Recently completing a business trip in Scottsdale, I took a flight from Phoenix to Las Vegas to visit our son Andy for the weekend. While waiting for my flight, I took up the ever popular sport of people watching. I noticed a group of women dressed in wind pants and jackets; most of them in their twenties. Some of the women were white and some were black; they were accompanied by an older black woman, in her 40’s. They sat down near me and I saw it said “Stage II Softball” on their windbreakers.
As I boarded the plane and found my seat, I found the older black women to be my seat mate. I introduced myself and she said her name was Marionette (if you’re wondering, there were no strings attached!!). She is a US Air employee who works as a gate attendant supervisor in the St. Louis Airport. I asked her what “Stage II Softball” is and she said it’s a women’s softball team based in St. Louis which competes on a national level. They were going to Las Vegas for a tournament. They attend eight national tournaments a year. I said, “So you’re the coach?” She replied with a smile, “No, I’m the oldest player.” I was impressed, in her middle forties and still competing in women’s softball and on a national level; quite impressive.
We visited; she has a husband and a teenage son. She said, “He’s a big boy”—football player, defensive end, and is being recruited by many big time football programs. When I asked her why she still plays softball, she said, “These young girls need me; they are my girls. They talk to me, I help them.” Marionette is a devout, live-out-her faith Christian. Her motivation to keep playing softball is that the “girls need me.” Then she corrected herself. “Jerry,” she said, “they need the Lord and they also need me.” I realized I was sitting in the presence of a humble servant of Jesus Christ.
We visited more. I asked, “What is the biggest change you have seen in your work in the last twenty years?” She did not hesitate; she had an immediate answer.
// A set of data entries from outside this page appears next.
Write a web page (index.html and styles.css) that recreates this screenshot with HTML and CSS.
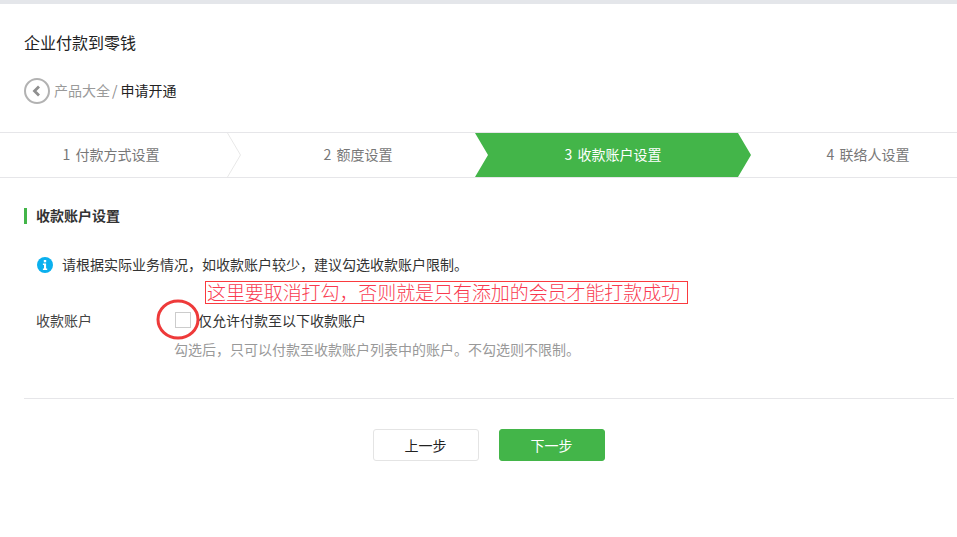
FILE: index.html
```
<!DOCTYPE html>
<html lang="zh-CN">
<head>
<meta charset="utf-8">
<title>企业付款到零钱</title>
<link rel="stylesheet" href="styles.css">
</head>
<body>
<div class="page">
  <header class="header">
    <h1 class="title">企业付款到零钱</h1>
    <nav class="crumbs">
      <svg class="back" width="27" height="27" viewBox="0 0 27 27"><circle cx="13" cy="13" r="12" fill="none" stroke="#b2b2b2" stroke-width="2"/><path d="M15 8.5 10.5 13 15 17.5" fill="none" stroke="#8f8f8f" stroke-width="2.8"/></svg>
      <span class="crumb-link">产品大全</span><span class="crumb-sep">/</span><span class="crumb-current">申请开通</span>
    </nav>
  </header>
  <div class="steps">
    <div class="step step-1">1 付款方式设置
      <svg class="chev" width="14" height="44" viewBox="0 0 14 44"><path d="M0.5 0 13.5 22 0.5 44" fill="none" stroke="#e8e8e8"/></svg>
    </div>
    <div class="step step-2">2 额度设置</div>
    <div class="step step-3">3 收款账户设置</div>
    <div class="step step-4">4 联络人设置</div>
  </div>
  <main class="content">
    <h2 class="section-title">收款账户设置</h2>
    <div class="notice">
      <svg class="info" width="16" height="16" viewBox="0 0 16 16"><circle cx="8" cy="8" r="8" fill="#0bb0ee"/><rect x="6.8" y="3" width="2.4" height="2.3" fill="#fff"/><path d="M5.9 6.6H9.1V11.6H10.2V13H5.9V11.6H7V8H5.9Z" fill="#fff"/></svg>
      <span class="notice-text">请根据实际业务情况，如收款账户较少，建议勾选收款账户限制。</span>
    </div>
    <div class="form-row">
      <span class="form-label">收款账户</span>
      <div class="form-field">
        <label class="check"><span class="box"></span><span>仅允许付款至以下收款账户</span></label>
        <p class="hint">勾选后，只可以付款至收款账户列表中的账户。不勾选则不限制。</p>
      </div>
    </div>
    <div class="actions">
      <button class="btn btn-default">上一步</button>
      <button class="btn btn-primary">下一步</button>
    </div>
  </main>
  <div class="note">这里要取消打勾，否则就是只有添加的会员才能打款成功</div>
  <svg class="ring" width="46" height="42" viewBox="0 0 46 42"><ellipse cx="22" cy="20.5" rx="20" ry="18.5" fill="none" stroke="#ee3a3a" stroke-width="3"/></svg>
</div>
</body>
</html>
```
FILE: styles.css
```
* { box-sizing: border-box; }
html, body { margin: 0; padding: 0; }
body {
  background: #fff;
  font-family: "Noto Sans CJK SC", "Liberation Sans", sans-serif;
  font-size: 14px;
  color: #333;
  overflow: hidden;
}
.page {
  position: relative;
  width: 957px;
  height: 537px;
  overflow: hidden;
  border-top: 4px solid #e4e6ea;
}
.header { padding: 28px 24px 0; height: 128px; }
.title {
  margin: 0;
  font-size: 16px;
  font-weight: 400;
  line-height: 20px;
  color: #222;
}
.crumbs {
  display: flex;
  align-items: center;
  margin-top: 26px;
  height: 27px;
  font-size: 14px;
}
.crumbs span { line-height: 25px; padding-bottom: 2px; }
.back { margin-right: 3px; }
.crumb-link { color: #9a9a9a; }
.crumb-sep { color: #8a8a8a; margin: 0 3px 0 2px; }
.crumb-current { color: #222; }
.steps {
  display: flex;
  height: 46px;
  border-top: 1px solid #e6e6e9;
  border-bottom: 1px solid #e6e6e9;
  overflow: hidden;
}
.step {
  position: relative;
  flex: none;
  height: 44px;
  line-height: 42px;
  text-align: center;
  color: #777;
  font-size: 14px;
  word-spacing: 2px;
}
.step-1 { width: 227px; padding-right: 5px; }
.step-2 { width: 248px; padding-left: 14px; }
.step-3 {
  width: 276px;
  color: #fff;
  background: #43b549;
  clip-path: polygon(0 0, 263px 0, 100% 50%, 263px 100%, 0 100%, 13px 50%);
}
.step-4 { width: 234px; }
.chev { position: absolute; left: 100%; top: 0; }
.content { padding: 0 3px 0 24px; }
.section-title {
  margin: 30px 0 0;
  padding-left: 9px;
  border-left: 3px solid #43b549;
  height: 16px;
  line-height: 14px;
  font-size: 14px;
  font-weight: 700;
  color: #333;
}
.notice {
  display: flex;
  align-items: center;
  gap: 9px;
  margin: 31px 0 0 13px;
  height: 20px;
  color: #333;
}
.notice-text { line-height: 18px; padding-bottom: 2px; }
.info { flex: none; }
.form-row { display: flex; margin-top: 35px; padding: 0 0 39px 12px; border-bottom: 1px solid #e6e6e9; }
.form-label { width: 139px; line-height: 20px; color: #444; }
.form-field { flex: 1; }
.check { display: flex; align-items: center; gap: 7px; height: 20px; line-height: 20px; color: #333; }
.box { width: 16px; height: 16px; border: 1px solid #ccc; background: #fff; }
.hint { margin: 9px 0 0 -1px; line-height: 20px; color: #999; }
.actions { display: flex; justify-content: center; gap: 20px; margin-top: 30px; padding-right: 1px; }
.btn {
  width: 106px;
  height: 32px;
  border-radius: 3px;
  font: inherit;
  font-size: 14px;
  padding: 0;
  border: 1px solid #e4e4e4;
  background: #fff;
  color: #222;
}
.btn-primary { background: #43b549; border-color: #43b549; color: #fff; }
.note {
  position: absolute;
  left: 205px;
  top: 277px;
  width: 483px;
  height: 23px;
  border: 1px solid #fa3a3e;
  padding-left: 1px;
  font-size: 19px;
  line-height: 19px;
  font-weight: 300;
  letter-spacing: -0.08px;
  color: #f93a50;
  white-space: nowrap;
}
.ring { position: absolute; left: 156px; top: 295px; }
```
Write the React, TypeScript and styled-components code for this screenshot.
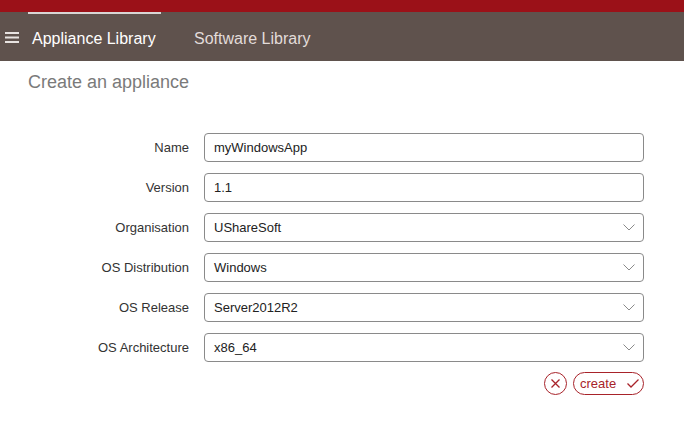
import React from "react";
import styled, { createGlobalStyle } from "styled-components";

const Global = createGlobalStyle`
  html, body { margin: 0; padding: 0; background: #fff; }
  body { font-family: "Liberation Sans", Arial, sans-serif; }
  * { box-sizing: border-box; }
`;

const Page = styled.div`
  width: 684px;
  height: 426px;
  overflow: hidden;
  display: flex;
  flex-direction: column;
`;

const TopStrip = styled.div`
  height: 12px;
  background: #9b1118;
`;

const NavBar = styled.nav`
  height: 49px;
  background: #5f524d;
  display: flex;
  align-items: stretch;
`;

const Burger = styled.div`
  width: 28px;
  display: flex;
  align-items: center;
  padding-left: 5px;
  padding-top: 2px;
`;

const Tab = styled.div<{ $active?: boolean }>`
  padding: 0 4px;
  margin-right: 29px;
  display: flex;
  align-items: center;
  padding-top: 2px;
  font-size: 16px;
  color: ${(p) => (p.$active ? "#ffffff" : "#e2dcda")};
  border-top: 2px solid ${(p) => (p.$active ? "#d9d6d5" : "transparent")};
  width: ${(p) => (p.$active ? "133px" : "auto")};
`;

const Title = styled.h1`
  margin: 10px 0 0 28px;
  font-weight: normal;
  font-size: 18px;
  color: #7a7a7a;
  line-height: 22px;
`;

const Form = styled.div`
  margin-top: 40px;
  display: grid;
  grid-template-columns: 189px 440px;
  column-gap: 15px;
  row-gap: 11px;
  align-items: center;
`;

const Label = styled.label`
  text-align: right;
  font-size: 13px;
  color: #333;
`;

const Field = styled.div`
  height: 29px;
  border: 1px solid #8a8a8a;
  border-radius: 4px;
  display: flex;
  align-items: center;
  justify-content: space-between;
  padding: 0 8px 0 9px;
  font-size: 13px;
  color: #222;
`;

const Actions = styled.div`
  grid-column: 2;
  display: flex;
  justify-content: flex-end;
  gap: 6px;
  margin-top: -1px;
`;

const CircleBtn = styled.div`
  width: 23px;
  height: 23px;
  border: 1px solid #a8232a;
  border-radius: 50%;
  display: flex;
  align-items: center;
  justify-content: center;
`;

const PillBtn = styled.div`
  height: 23px;
  width: 71px;
  border: 1px solid #a8232a;
  border-radius: 12px;
  display: flex;
  align-items: center;
  justify-content: space-between;
  padding: 0 4px 0 6px;
  color: #a8232a;
  font-size: 13px;
`;

const Chevron = () => (
  <svg width="12" height="7" viewBox="0 0 12 7">
    <polyline points="0.5,0.5 6,6 11.5,0.5" fill="none" stroke="#8a8a8a" strokeWidth="1" />
  </svg>
);

const rows: [string, string, boolean][] = [
  ["Name", "myWindowsApp", false],
  ["Version", "1.1", false],
  ["Organisation", "UShareSoft", true],
  ["OS Distribution", "Windows", true],
  ["OS Release", "Server2012R2", true],
  ["OS Architecture", "x86_64", true],
];

export default function App() {
  return (
    <Page>
      <Global />
      <TopStrip />
      <NavBar>
        <Burger>
          <svg width="14" height="11" viewBox="0 0 14 11">
            <rect x="0" y="0" width="14" height="2" fill="#e8e3e1" />
            <rect x="0" y="4.5" width="14" height="2" fill="#e8e3e1" />
            <rect x="0" y="9" width="14" height="2" fill="#e8e3e1" />
          </svg>
        </Burger>
        <Tab $active>Appliance Library</Tab>
        <Tab>Software Library</Tab>
      </NavBar>
      <Title>Create an appliance</Title>
      <Form>
        {rows.map(([l, v, sel]) => (
          <React.Fragment key={l}>
            <Label>{l}</Label>
            <Field>
              <span>{v}</span>
              {sel && <Chevron />}
            </Field>
          </React.Fragment>
        ))}
        <Actions>
          <CircleBtn>
            <svg width="9" height="9" viewBox="0 0 9 9">
              <path d="M0.5 0.5 L8.5 8.5 M8.5 0.5 L0.5 8.5" stroke="#a8232a" strokeWidth="1.3" />
            </svg>
          </CircleBtn>
          <PillBtn>
            <span>create</span>
            <svg width="12" height="9" viewBox="0 0 12 9">
              <polyline points="0.5,4.5 4,8 11.5,0.5" fill="none" stroke="#a8232a" strokeWidth="1.3" />
            </svg>
          </PillBtn>
        </Actions>
      </Form>
    </Page>
  );
}
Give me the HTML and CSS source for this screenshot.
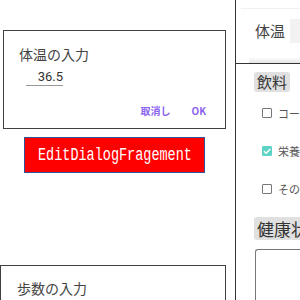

People have become more mean and impatient. She went on to tell me of incidents to back up her point. Just last week a women in her 50’s dropped off her 88 year old wheel-chair-bound mother at the St. Louis Airport and just left her at the curb. Marionette was called to help and help she did but dealing with this experience left her frustrated, tired and disgusted.
God’s Word says in part in 2 Timothy 3:1-5: “But mark this: There will be terrible times in the last days. People will be lovers of themselves, lovers of money, boastful, proud, abusive, disobedient to their parents, ungrateful, unholy, without love, unforgiving, slanderous, without self-control, brutal, not lovers of the good, treacherous, rash, conceited, lovers of pleasure rather than lovers of God-- having a form of godliness but denying its power. Have nothing to do with them.” Yet in the midst of these times, Marionette is on the front lines being Christ to her neighbor. Is she discouraged? Yes, but she keeps playing softball because “her girls” need her and in her words “they need Christ”.
Later in Chapter 4 of 2 Timothy, Paul writing to Timothy encourages him with these words in verses 3-5: “For the time will come when men will not put up with sound doctrine. Instead, to suit their own desires, they will gather around them a great number of teachers to say what their itching ears want to hear. They will turn their ears away from the truth and turn aside to myths. But you, keep your head in all situations, endure hardship, do the work of an evangelist, discharge all the duties of your ministry."
Paul’s words to Timothy apply to Marionette; she shares Christ with a hurting world in word and deed. Although disgusted, Marionette is, in Paul’s words, “keeping her head.”
When we arrived in Las Vegas, we both had tears in our eyes. She told me, “I never talked to anyone like you.” I told her, “I never talked to anyone like you.” I was in the presence of greatness; a humble servant of Christ on the frontline serving Christ and “her girls” and touching the heart of an old country boy from Minnesota. She is living proof that God will always have his remnant.